Tenía que decir algo instantáneamente. Ambos lo miraban con fijeza.
A través de los ojos de este mismo primo. Lev había aprendido a ver la Revolución. Había aprendido de él, también, que no todo era tan hermoso y sin problemas como parecía en las demostraciones del 1° de Mayo. En realidad, la Revolución era una primavera... por eso es que había mucho barro que chapotear antes de encontrar una senda firme.

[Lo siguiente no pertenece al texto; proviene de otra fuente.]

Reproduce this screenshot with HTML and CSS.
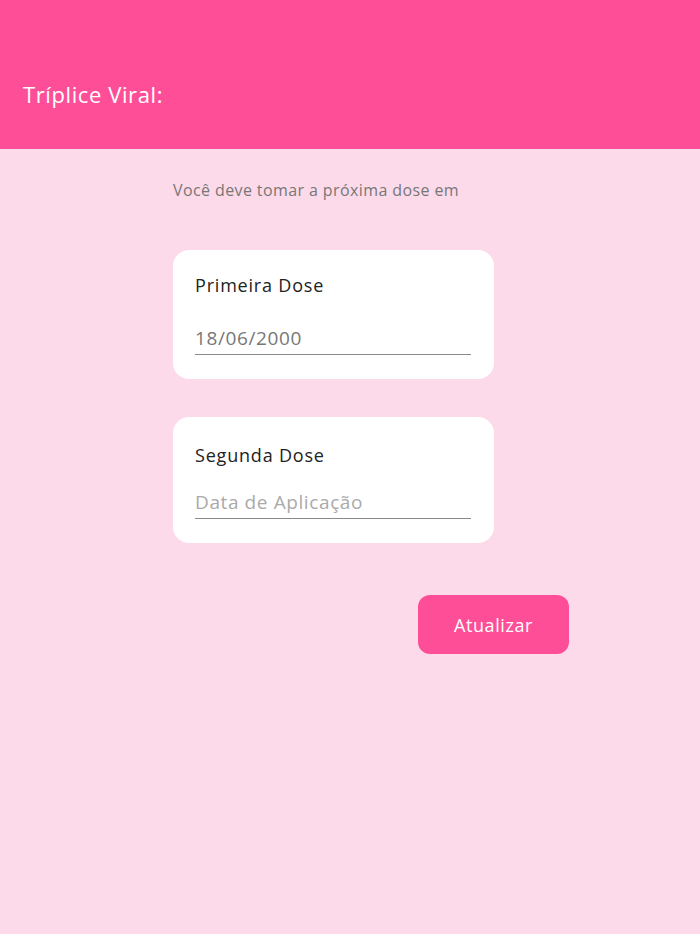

Pero cuatro años habían pasado y las disputas dentro del Partido cesaron. Comenzaban a olvidar la oposición. Habían construido, para bien o para mal, el trasatlántico de la colectivización con los miles de las frágiles y pequeñas embarcaciones campesinas. Los altos hornos de Magnitogorsk estaban vomitando humo y los tractores de las primeras cuatro fábricas de los mismos, estaban abriendo surcos en los campos de las granjas colectivas. Y el "518" y el "1040" estaban detrás de ellos. Objetivamente, todo se estaba haciendo para la mayor gloria de la revolución mundial... ¿Tenía, entonces, sentido, batallar ahora porque se le diera a todos estos grandes hechos el nombre de una persona en particular? (Lev se había obligado a amar hasta ese nombre. Sí, había llegado a amarlo). ¿Por qué, entonces, arrestar a la gente ahora? ¿Por qué vengarse de aquellos que una vez estuvieron en desacuerdo?
—No lo sé. Nunca fue miembro de la oposición —Lev se encontró contestando. Sin embargo, comprendía que si hablaba como hombre adulto, sin romanticismo juvenil, las negativas ya no tenían sentido.
Los gestos de la Camarada Bakhtina eran bruscos y enérgicos. El Partido: ¿puede haber algo superior al Partido? ¿Cómo se puede responder al Partido con negativas? ¿Cómo se puede titubear en confesar al Partido? El Partido no castiga; es nuestra conciencia. Recuerde lo que dijo Lenin.